Almost 200 National Guard members have tested positive for COVID-19, the illness caused by the novel coronavirus, said Maj. Gen. William Walker, commander of the District of Columbia National Guard.
"I'm deeply troubled by the number," Walker said. Military.com reported the number of positive cases among Guard members in Washington, D.C. was 43 as of Jan. 15.
All Guard members who test positive are quarantined and won't return to their home states until they're fully recovered, Gen. Dan Hokanson, chief of the National Guard Bureau, said.
"We take every case seriously," he said.
Guard members who've been in close contact with those who test positive are also quarantined, but officials declined to provide the total number affected during a Monday press conference.
In less than three weeks, about 25,000 National Guard members from every state and territory have deployed to Washington, D.C. They were tasked with guarding the U.S. Capitol leading up to and following President Joe Biden's inauguration. Federal leaders requested the backup security after a mob of President Donald Trump supporters busted past U.S. Capitol Police officers on Jan. 6.
At least 120 people have been arrested following the siege. Five people, including a Capitol police officer, were killed that day.
The National Guard presence in Washington will decrease to about 7,000 by the end of the week, Hokanson said, but about 5,000 will remain until at least mid-March.
Still looking at coronavirus, it was reported yesterday that the US administered its 20 millionth dose of vaccine yesterday. Some three weeks after Trump promised to reach that mark. The new president's ambitious plan calls for 100 million doses in 100 days; you don't need me to do that math. It will require focus, determination, and probably lots of money.

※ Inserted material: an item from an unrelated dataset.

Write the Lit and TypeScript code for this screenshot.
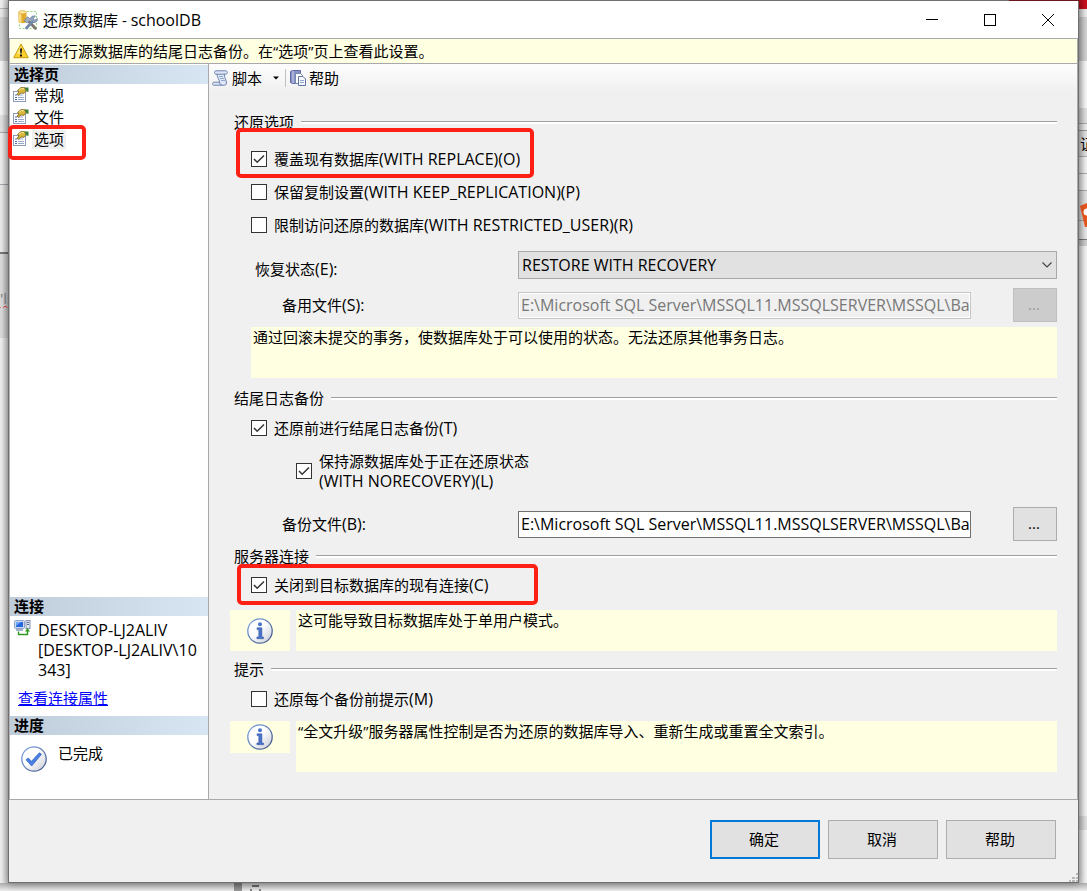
import { LitElement, html, svg, css } from "lit";
import { customElement, property } from "lit/decorators.js";

const databaseIcon = html`<svg width="20" height="20" viewBox="0 0 20 20" aria-hidden="true">
  <path d="M9 1.500h9.500v17H1.500V12" fill="none" stroke="#8fdc7c" stroke-dasharray="2 1.500" />
  <path d="M.5 2.500v9c0 2.200 8 2.200 8 0v-9z" fill="#e3ab2c" />
  <path d="M1 3v8.500c.5 1 1.500 1.300 2.500 1.400V3z" fill="#f7dc83" />
  <ellipse cx="4.500" cy="2.300" rx="4" ry="1.700" fill="#fbe7a0" stroke="#d79b22" stroke-width=".6" />
  <path d="M10 10.500l7.500 8" stroke="#7d746c" stroke-width="2.600" stroke-linecap="round" />
  <path d="M15 11L8.500 18" stroke="#7189a8" stroke-width="2.800" stroke-linecap="round" />
  <path d="M12.500 8c1-2 3.500-2.500 5-2l-2.200 2.400 1.500 1.700 2.700-1.500c.3 2.700-1.700 4.400-4.500 4z" fill="#8ea4bf" stroke="#5d7594" stroke-width=".6" />
  <path d="M6 10.800l3.500-4 3.500 2.800-3.700 3.200z" fill="#a3b1c2" stroke="#61748c" stroke-width=".7" />
</svg>`;

const warningIcon = html`<svg width="16" height="16" viewBox="0 0 16 16" aria-hidden="true">
  <path d="M8 1L15.300 14.700H.7z" fill="#fcd02c" stroke="#c99a12" stroke-linejoin="round" />
  <path d="M8 2.800L3.500 11h5z" fill="#fff0a0" opacity=".7" />
  <path d="M7 5.500h2l-.4 5H7.400z" fill="#111" /><rect x="7" y="11.500" width="2" height="2" fill="#111" />
</svg>`;

const pageIcon = html`<svg width="16" height="16" viewBox="0 0 16 16" aria-hidden="true">
  <rect x=".5" y="4.500" width="12" height="10" fill="#fdfdff" stroke="#8d9bb8" />
  <path d="M2 8h2M2 10.500h2M2 12.500h2" stroke="#4e6db0" />
  <path d="M5 8h5M5 10.500h6M5 12.500h6" stroke="#9aa9c7" />
  <path d="M4.500 3.500L8 .5l4 .3 1.500 2.500-2.500 3-3-.3-2.500 2.200-1.500-.8 2-2.600z" fill="#d9b63c" stroke="#77601a" stroke-width=".8" />
  <path d="M6 3.300l2.500-1.800 2.500.3" fill="none" stroke="#fbeb9a" />
  <path d="M11.500.5h4V5l-2.500-.8z" fill="#3f7d3a" />
</svg>`;

const scriptIcon = html`<svg width="17" height="16" viewBox="0 0 17 16" aria-hidden="true">
  <path d="M4 .8h9.500c2.500 0 2.500 3.400 0 3.400h-1.200c0 3.500 2.200 6 2.200 8.800 0 1.500-1 2.200-2.200 2.200H2c-2 0-2-3 0-3h5.500C7.500 9.500 5 7.500 5 4.200H4C2 4.200 2 .8 4 .8z" fill="#dfe7f6" stroke="#6c83ad" />
  <path d="M5 4.200h8M7.500 12.200c0 1.500.8 2.600 2.300 2.800" fill="none" stroke="#6c83ad" />
  <path d="M7 6.500h4M8 8.500h4M9 10.500h4" stroke="#94a9cf" />
</svg>`;

const helpIcon = html`<svg width="16" height="16" viewBox="0 0 16 16" aria-hidden="true">
  <path d="M.5 1.500l2-1h8v13h-8l-2-1z" fill="#8791c4" stroke="#5f69a5" />
  <path d="M3 1v12" stroke="#c9cfee" />
  <path d="M5.500 3.500h5l2 2v8h-7z" fill="#fff" stroke="#7788ae" />
  <path d="M8.500 6.500h4.500l2.500 2.500v6.500h-7z" fill="#f5f8ff" stroke="#60749f" />
  <path d="M10 10.500h4M10 12.500h4" stroke="#93a5cc" />
</svg>`;

const serverIcon = html`<svg width="17" height="17" viewBox="0 0 17 17" aria-hidden="true">
  <rect x=".5" y=".5" width="10" height="8" rx="1" fill="#cdd9ee" stroke="#8ea2c9" />
  <rect x="2" y="2" width="7" height="5" fill="#2368e0" /><path d="M2 2h5l-5 4z" fill="#6fa5f7" />
  <path d="M2 10h7" stroke="#8899b8" stroke-width="1.500" />
  <rect x="12" y=".5" width="4" height="8" fill="#dfe6f2" stroke="#8596b5" />
  <path d="M13 2.500h2M13 4.500h2" stroke="#5d6f93" />
  <path d="M4.500 11.500v3h9V10" fill="none" stroke="#2d9a1f" stroke-width="1.400" />
  <path d="M11 11.500L13.500 8l2.500 3.500z" fill="#2d9a1f" />
</svg>`;

const badge = (mark: unknown) => html`<svg width="26" height="26" viewBox="0 0 26 26" aria-hidden="true">
  <defs>
    <linearGradient id="face" x1="0" y1="0" x2="1" y2="1">
      <stop offset="0.450" stop-color="#fff" /><stop offset="1" stop-color="#c4c8d2" />
    </linearGradient>
    <linearGradient id="rim" x1="0" y1="0" x2="1" y2="1">
      <stop offset="0" stop-color="#86a8e6" /><stop offset="1" stop-color="#3f5688" />
    </linearGradient>
  </defs>
  <circle cx="13" cy="13" r="12.200" fill="url(#face)" stroke="url(#rim)" stroke-width="1.300" />
  ${mark}
</svg>`;

const doneIcon = badge(
  svg`<path d="M5 13.800l2.300-1.800 3.200 3.300 7.800-8.500 2.200 1.500L10.700 20z" fill="#4b80e6" stroke="#2f5cb4" stroke-width=".7" />`,
);
const infoIcon = badge(
  svg`<circle cx="13" cy="6.300" r="2" fill="#4a74cc" /><path d="M10 9.800h4.900v9.200h1.600v1.700H9.900V19h1.900v-7.400H10z" fill="#4a74cc" stroke="#2d4f9c" stroke-width=".5" />`,
);

const shared = css`
  * {
    box-sizing: border-box;
  }
  svg {
    display: block;
    flex: none;
  }
  .latin {
    font-size: 16px;
  }
`;

@customElement("check-option")
class CheckOption extends LitElement {
  @property() label = "";
  @property() detail = "";
  @property({ type: Boolean }) checked = false;

  static styles = [
    shared,
    css`
      :host {
        display: block;
        padding-bottom: 1px;
      }
      .row {
        display: flex;
        align-items: center;
        gap: 7px;
        height: var(--row, 32px);
        width: fit-content;
        white-space: pre-line;
      }
      .box {
        appearance: none;
        flex: none;
        width: 16px;
        height: 16px;
        margin: 0;
        border: 1px solid #333;
        background: #fff;
      }
      .box:checked {
        background: #fff
          url("data:image/svg+xml,%3Csvg xmlns='http://www.w3.org/2000/svg' viewBox='0 0 14 14'%3E%3Cpath d='M2 7l3.200 3.300L12 3.500' fill='none' stroke='%23333' stroke-width='1.500'/%3E%3C/svg%3E");
      }
    `,
  ];

  render() {
    return html`<label class="row"
      ><input class="box" type="checkbox" .checked=${this.checked} /><span
        >${this.label}<span class="latin">${this.detail}</span></span
      ></label
    >`;
  }
}

@customElement("option-group")
class OptionGroup extends LitElement {
  @property() heading = "";

  static styles = [
    shared,
    css`
      :host {
        display: block;
      }
      .head {
        display: flex;
        align-items: center;
        gap: 7px;
        height: 20px;
      }
      .head::after {
        content: "";
        flex: 1;
        height: 2px;
        border-top: 1px solid #a0a0a0;
        background: #fff;
      }
    `,
  ];

  render() {
    return html`<section>
      <div class="head">${this.heading}</div>
      <slot></slot>
    </section>`;
  }
}

@customElement("app-root")
class AppRoot extends LitElement {
  static styles = [
    shared,
    css`
      :host {
        display: block;
        font: 15px/20px "Open Sans", "Noto Sans CJK SC", sans-serif;
        color: #000;
      }
      .desktop {
        display: grid;
        grid-template: 1fr 8px / 8px minmax(0, 1fr) 8px;
        min-height: 100vh;
        background: #e4e4e4;
      }
      .edge {
        overflow: hidden;
        position: relative;
      }
      .edge-left {
        background:
          linear-gradient(90deg, #0000 20%, #0003),
          linear-gradient(
            #eee 0 8px, #b8b8bc 8px 9px, #e6e6e6 9px 17px, #cfcfcf 17px 61px, #f4f4f4 61px 115px,
            #e0e0e0 115px 132px, #a8a8b0 132px 133px, #ececec 133px 184px, #a8a8b0 184px 185px,
            #e8e8e8 185px 252px, #777 252px 254px, #dadada 254px 338px, #ececec 338px
          );
      }
      .edge-right {
        background:
          linear-gradient(90deg, #0003, #0000 80%),
          linear-gradient(
            #c80f1e 0 9px, #e8e8e8 9px 17px, #cfcfcf 17px 61px, #f4f4f4 61px 108px, #dcdcdc 108px 123px,
            #aaa 123px 124px, #e8e8e8 124px 130px, #999 130px 131px, #ddd 131px 156px, #aaa 156px 157px,
            #eee 157px 173px, #aaa 173px 174px, #eee 174px 190px, #aaa 190px 191px, #ddd 191px 220px,
            #aaa 220px 221px, #e4e4e4 221px 239px, #777 239px 240px, #ccc 240px 246px, #f0f0f0 246px 816px,
            #dcdcdc 816px 830px, #f0f0f0 830px
          );
      }
      .edge-bottom {
        grid-column: 1 / -1;
        background:
          linear-gradient(#0004, #0000),
          linear-gradient(#777, #777) 252px 2px / 7px 2px no-repeat,
          linear-gradient(#888, #888) 250px 6px / 2px 2px no-repeat,
          linear-gradient(#888, #888) 259px 6px / 2px 2px no-repeat,
          linear-gradient(90deg, #ededed 0 234px, #999 234px 242px, #efefef 242px);
      }
      .under-text {
        position: absolute;
        left: 0;
        top: 288px;
        width: 8px;
        overflow: hidden;
        color: #7d7d86;
        text-decoration: underline wavy #e03030 1px;
      }
      .under-char {
        position: absolute;
        left: 1px;
        top: 134px;
      }
      .under-logo {
        position: absolute;
        left: 1px;
        top: 203px;
      }
      .window {
        position: relative;
        display: flex;
        flex-direction: column;
        border: 1px solid #6f6f6f;
        background: #f0f0f0;
        box-shadow: 0 1px 8px #0005;
        z-index: 1;
      }
      .window::before {
        content: "";
        position: absolute;
        top: -1px;
        right: -1px;
        width: 70px;
        height: 1px;
        background: #6e1620;
      }
      .titlebar {
        display: flex;
        align-items: center;
        gap: 5px;
        height: 37px;
        padding: 0 1px 0 9px;
        background: #fff;
      }
      .title {
        flex: 1;
        margin: 0;
        font: inherit;
      }
      .controls {
        display: flex;
        align-self: stretch;
      }
      .control {
        display: grid;
        place-items: center;
        width: 58px;
        padding: 0;
        border: 0;
        background: none;
      }
      .frame {
        flex: 1;
        display: flex;
        flex-direction: column;
        border: 1px solid #a9a9ad;
        border-left-color: #b4b4b8;
      }
      .banner {
        display: flex;
        align-items: center;
        gap: 4px;
        height: 25px;
        padding-left: 3px;
        border-bottom: 1px solid #a9a9ad;
        background: #ffffe1;
      }
      .panes {
        flex: 1;
        display: grid;
        grid-template-columns: 199px minmax(0, 1fr);
      }
      .side {
        display: flex;
        flex-direction: column;
        padding-top: 1px;
        border-right: 1px solid #a9a9ad;
        background: #fff;
      }
      .side-head {
        height: 19px;
        margin: 0;
        padding-left: 4px;
        font: bold 15px/19px "Open Sans", "Noto Sans CJK SC", sans-serif;
        background: linear-gradient(90deg, #bfccda, #d8e5f2);
      }
      .pages {
        position: relative;
        flex: 1;
        margin: 0;
        padding: 0;
        list-style: none;
      }
      .page {
        display: flex;
        align-items: center;
        gap: 3px;
        width: fit-content;
        height: 22px;
        padding: 0 0 0 3px;
        border: 0;
        background: none;
        font: inherit;
        color: inherit;
      }
      .page-name {
        height: 19px;
        padding: 0 2px;
        line-height: 18px;
      }
      .current {
        background: #f0f0f0;
      }
      .server {
        display: flex;
        gap: 7px;
        height: 72px;
        padding: 4px 4px 0 4px;
      }
      .props {
        align-self: flex-start;
        height: 20px;
        margin: 0 0 8px 8px;
        color: #00f;
      }
      .progress {
        display: flex;
        gap: 11px;
        min-height: 64px;
        padding: 8px 11px;
      }
      .progress svg {
        margin-top: 3px;
      }
      .toolbar {
        display: flex;
        align-items: center;
        gap: 4px;
        height: 28px;
        padding-left: 3px;
        background: linear-gradient(#fdfdfd, #f0f0f0);
      }
      .tool {
        display: flex;
        align-items: center;
        gap: 3px;
        padding: 0;
        border: 0;
        background: none;
        font: inherit;
        color: inherit;
      }
      .drop {
        margin: 0 2px 0 8px;
      }
      .sep {
        width: 1px;
        height: 18px;
        background: #c0c0c0;
      }
      .form {
        padding: 20px 20px 27px 25px;
      }
      .marked {
        position: relative;
      }
      .mark {
        position: absolute;
        border: 4px solid #ff2015;
        border-radius: 5px;
        pointer-events: none;
      }
      .mark-page {
        left: -2px;
        top: 41px;
        width: 78px;
        height: 35px;
      }
      .mark-replace {
        left: -15px;
        top: -15px;
        width: 298px;
        height: 50px;
      }
      .mark-close {
        left: -14px;
        top: -5px;
        width: 301px;
        height: 41px;
      }
      .checks {
        padding: 4px 0 0 17px;
      }
      .first {
        padding-top: 11px;
      }
      .close {
        padding-top: 3px;
      }
      .nested {
        --row: 40px;
        padding: 6px 0 0 62px;
      }
      .field {
        display: grid;
        grid-template-columns: 284px minmax(0, 1fr) 44px;
        align-items: center;
        margin-top: 9px;
      }
      .state {
        align-items: end;
      }
      .backup {
        margin: 15px 0 5px;
      }
      .label {
        height: 20px;
        padding-left: 48px;
      }
      .state .label {
        padding-left: 21px;
      }
      .select-wrap {
        grid-column: 2 / -1;
        position: relative;
      }
      .select {
        appearance: none;
        display: block;
        width: 100%;
        height: 28px;
        padding: 0 24px 0 3px;
        border: 1px solid #a9a9a9;
        border-radius: 0;
        background: #e1e1e1;
        font: inherit;
        font-size: 16px;
        color: #000;
      }
      .chevron {
        position: absolute;
        right: 5px;
        top: 11px;
        pointer-events: none;
      }
      .path {
        min-width: 0;
        height: 27px;
        margin-right: 42px;
        padding: 0 0 0 2px;
        border: 1px solid #707070;
        border-radius: 0;
        background: #fff;
        font: inherit;
        font-size: 16px;
        color: #000;
      }
      .path:disabled {
        border-color: #c6c6c6;
        background: #f0f0f0;
        box-shadow: inset 0 0 0 1px #fff;
        color: #787878;
      }
      .push {
        height: 39px;
        padding: 0 2px 2px 0;
        border: 1px solid #adadad;
        background: #e1e1e1;
        font: inherit;
        color: #000;
      }
      .browse {
        height: 34px;
      }
      .push:disabled {
        border-color: #bfbfbf;
        background: #ccc;
        color: #9a9a9a;
      }
      .note {
        min-height: 51px;
        margin: 5px 0 10px 17px;
        padding: 0 2px;
        background: #ffffe1;
      }
      .info {
        display: grid;
        grid-template-columns: 60px minmax(0, 1fr);
        align-items: start;
        gap: 6px;
        margin: 5px 0 0 -4px;
      }
      .info .note {
        margin: 0;
      }
      .single {
        margin: 8px 0 8px -4px;
      }
      .single .note {
        min-height: 41px;
      }
      .info-cell {
        display: grid;
        place-items: center;
        height: 32px;
        background: #ffffe1;
      }
      .single .info-cell {
        height: 41px;
      }
      .footer {
        display: flex;
        justify-content: flex-end;
        gap: 8px;
        padding: 20px 22px 23px;
      }
      .footer .push {
        width: 110px;
      }
      .footer .default {
        border: 2px solid #0078d7;
      }
      .grip {
        position: absolute;
        right: 0;
        bottom: 0;
      }
    `,
  ];

  private readonly path = "E:\\Microsoft SQL Server\\MSSQL11.MSSQLSERVER\\MSSQL\\Ba";

  render() {
    return html`
      <div class="desktop">
        <div class="edge edge-left"><span class="under-text">'ls</span></div>
        <main class="window">
          <header class="titlebar">
            ${databaseIcon}
            <h1 class="title">还原数据库 - <span class="latin">schoolDB</span></h1>
            <div class="controls">
              <button class="control" aria-label="最小化">
                <svg width="12" height="12"><path d="M0 5.500h12" stroke="#000" /></svg>
              </button>
              <button class="control" aria-label="最大化">
                <svg width="12" height="12"><rect x=".5" y=".5" width="11" height="11" fill="none" stroke="#000" /></svg>
              </button>
              <button class="control" aria-label="关闭">
                <svg width="12" height="12"><path d="M0 0l12 12M12 0L0 12" stroke="#000" /></svg>
              </button>
            </div>
          </header>
          <div class="frame">
            <div class="banner">${warningIcon}<span>将进行源数据库的结尾日志备份。在“选项”页上查看此设置。</span></div>
            <div class="panes">
              <aside class="side">
                <h2 class="side-head">选择页</h2>
                <ul class="pages">
                  ${["常规", "文件", "选项"].map(
                    (name) => html`<li>
                      <button class="page">
                        ${pageIcon}<span class="page-name ${name === "选项" ? "current" : ""}">${name}</span>
                      </button>
                    </li>`,
                  )}
                  <li class="mark mark-page" aria-hidden="true"></li>
                </ul>
                <h2 class="side-head">连接</h2>
                <div class="server">
                  ${serverIcon}<span class="latin">DESKTOP-LJ2ALIV<br />[DESKTOP-LJ2ALIV\\10<br />343]</span>
                </div>
                <a class="props" href="#">查看连接属性</a>
                <h2 class="side-head">进度</h2>
                <div class="progress">${doneIcon}<span>已完成</span></div>
              </aside>
              <div>
                <nav class="toolbar">
                  <button class="tool">
                    ${scriptIcon}<span>脚本</span>
                    <svg class="drop" width="6" height="4"><path d="M0 .5h6L3 3.500z" /></svg>
                  </button>
                  <span class="sep"></span>
                  <button class="tool">${helpIcon}<span>帮助</span></button>
                </nav>
                <form class="form" @submit=${(e: Event) => e.preventDefault()}>
                  <option-group heading="还原选项">
                    <div class="checks first">
                      <div class="marked">
                        <check-option checked label="覆盖现有数据库" detail="(WITH REPLACE)(O)"></check-option>
                        <span class="mark mark-replace"></span>
                      </div>
                      <check-option label="保留复制设置" detail="(WITH KEEP_REPLICATION)(P)"></check-option>
                      <check-option label="限制访问还原的数据库" detail="(WITH RESTRICTED_USER)(R)"></check-option>
                    </div>
                    <div class="field state">
                      <label class="label" for="state">恢复状态<span class="latin">(E):</span></label>
                      <div class="select-wrap">
                        <select class="select" id="state">
                          <option>RESTORE WITH RECOVERY</option>
                        </select>
                        <svg class="chevron" width="10" height="6">
                          <path d="M.5.5L5 5 9.500.5" fill="none" stroke="#444" stroke-width="1.200" />
                        </svg>
                      </div>
                    </div>
                    <div class="field">
                      <label class="label" for="standby">备用文件<span class="latin">(S):</span></label>
                      <input class="path" id="standby" type="text" disabled .value=${this.path} />
                      <button class="push browse" type="button" disabled>...</button>
                    </div>
                    <div class="note">通过回滚未提交的事务，使数据库处于可以使用的状态。无法还原其他事务日志。</div>
                  </option-group>
                  <option-group heading="结尾日志备份">
                    <div class="checks">
                      <check-option checked label="还原前进行结尾日志备份" detail="(T)"></check-option>
                    </div>
                    <div class="nested">
                      <check-option
                        checked
                        .label=${"保持源数据库处于正在还原状态\n"}
                        detail="(WITH NORECOVERY)(L)"
                      ></check-option>
                    </div>
                    <div class="field backup">
                      <label class="label" for="backup">备份文件<span class="latin">(B):</span></label>
                      <input class="path" id="backup" type="text" .value=${this.path} />
                      <button class="push browse" type="button">...</button>
                    </div>
                  </option-group>
                  <option-group heading="服务器连接">
                    <div class="checks close">
                      <div class="marked">
                        <check-option checked label="关闭到目标数据库的现有连接" detail="(C)"></check-option>
                        <span class="mark mark-close"></span>
                      </div>
                    </div>
                    <div class="info single">
                      <div class="info-cell">${infoIcon}</div>
                      <div class="note">这可能导致目标数据库处于单用户模式。</div>
                    </div>
                  </option-group>
                  <option-group heading="提示">
                    <div class="checks">
                      <check-option label="还原每个备份前提示" detail="(M)"></check-option>
                    </div>
                    <div class="info">
                      <div class="info-cell">${infoIcon}</div>
                      <div class="note">“全文升级”服务器属性控制是否为还原的数据库导入、重新生成或重置全文索引。</div>
                    </div>
                  </option-group>
                </form>
              </div>
            </div>
          </div>
          <footer class="footer">
            <button class="push default">确定</button>
            <button class="push">取消</button>
            <button class="push">帮助</button>
          </footer>
          <svg class="grip" width="9" height="9" fill="#b8b8b8" aria-hidden="true">
            <path d="M7 0h2v2H7zM7 4h2v2H7zM3 4h3v2H3zM7 7h2v2H7zM3 7h3v2H3zM0 7h2v2H0z" />
          </svg>
        </main>
        <div class="edge edge-right">
          <span class="under-char">证</span>
          <svg class="under-logo" width="7" height="24" aria-hidden="true">
            <path d="M0 3l7-3v24H5z" fill="#e8541e" /><circle cx="7" cy="9" r="3.500" fill="#fff" />
          </svg>
        </div>
        <div class="edge edge-bottom"></div>
      </div>
    `;
  }
}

Since our national priority has been the military since at least the Eisenhower administration, the new president could do something that would signal his focus.
Consider the aircraft carrier. The global symbol of American might - it costs about $6.5 million per day to operate one.
The United States currently has 11 "fleet carriers", with a daily price tag of $71.5 million.
Recalling six of those carriers for the duration of the vaccination effort would free up nearly $4b USD.
Imagine what could be done with that kind of financial resource?